🤖 AI Summary
This study addresses how agents balance immediate action against seeking clarifying information under uncertainty. The authors propose a computational model based on expected regret that formally characterizes, for the first time, how contextual uncertainty and action costs jointly influence human decisions to ask clarification questions. Using an experimental paradigm that integrates both linguistic clarification and non-linguistic action choices, the research demonstrates that individuals’ propensity to seek clarification increases with the potential loss associated with erroneous actions, thereby validating the proposed rational trade-off mechanism. These findings reveal a cognitive strategy wherein humans proactively reduce uncertainty in high-stakes situations to avoid significant losses, offering both theoretical and empirical support for understanding metacognitive decision-making in communicative contexts.
📝 Abstract
When deciding how to act under uncertainty, agents may choose to act to reduce uncertainty or they may act despite that uncertainty.
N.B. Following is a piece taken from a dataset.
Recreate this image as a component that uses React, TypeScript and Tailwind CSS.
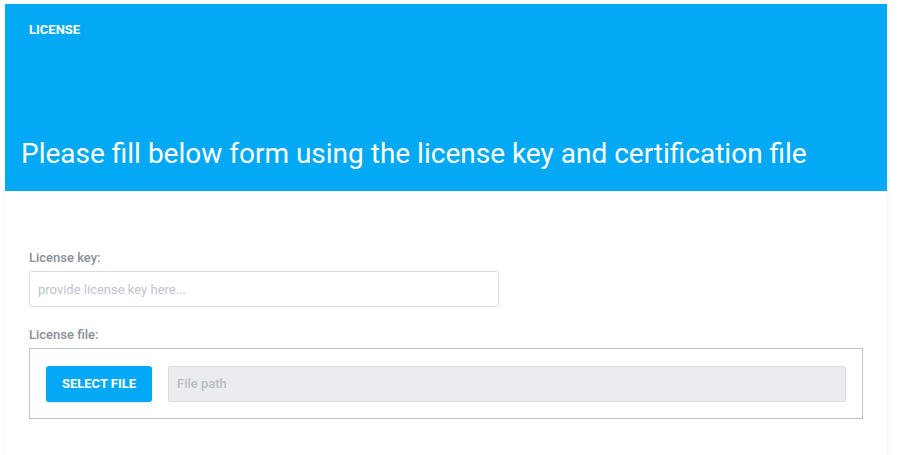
import React from 'react';

const font = { fontFamily: 'Roboto, "Liberation Sans", sans-serif' };

export default function App() {
    return (
        <div className="min-h-[455px] bg-white pl-[5px] pr-[14px] pt-[4px]" style={font}>
            <div className="min-h-[451px] bg-white shadow-[0_0_6px_rgba(0,0,0,0.06)]">
                <div className="flex h-[187px] flex-col justify-between bg-[#03a9f4] pb-[20px] pt-[18px]">
                    <div className="pl-[24px] text-[13px] font-bold leading-[16px] text-white">LICENSE</div>
                    <h1 className="pl-[16px] text-[28px] font-normal leading-[34px] text-white">
                        Please fill below form using the license key and certification file
                    </h1>
                </div>
                <div className="px-[24px] pt-[58px] pb-[30px]">
                    <label className="mb-[4px] block text-[13px] font-medium leading-[18px] text-[#8a8f99]">License key:</label>
                    <input
                        type="text"
                        placeholder="provide license key here..."
                        className="block h-[36px] w-[470px] rounded-[3px] border border-[#dadde2] bg-white px-[8px] text-[13px] text-[#555] outline-none placeholder:text-[#c0c4cc]"
                    />
                    <label className="mb-[4px] mt-[19px] block text-[13px] font-medium leading-[18px] text-[#8a8f99]">License file:</label>
                    <div className="flex h-[71px] w-[834px] items-center gap-[16px] border border-[#b8c1cc] px-[16px]">
                        <button className="h-[36px] w-[106px] rounded-[3px] bg-[#03a9f4] text-[13px] font-bold text-white shadow-sm">
                            SELECT FILE
                        </button>
                        <div className="flex h-[36px] flex-1 items-center rounded-[2px] border border-[#dcdde2] bg-[#ebecf0] px-[8px] text-[13px] font-medium text-[#b8bcc4]">
                            File path
                        </div>
                    </div>
                </div>
            </div>
        </div>
    );
}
In communicative settings, an important way of reducing uncertainty is by asking clarification questions (CQs). We predict that the decision to ask a CQ depends on both contextual uncertainty and the cost of alternative actions, and that these factors interact: uncertainty should matter most when acting incorrectly is costly. We formalize this interaction in a computational model based on expected regret: how much an agent stands to lose by acting now rather than with full information. We test these predictions in two experiments, one examining purely linguistic responses to questions and another extending to choices between clarification and non-linguistic action. Taken together, our results suggest a rational tradeoff: humans tend to seek clarification proportional to the risk of substantial loss when acting under uncertainty.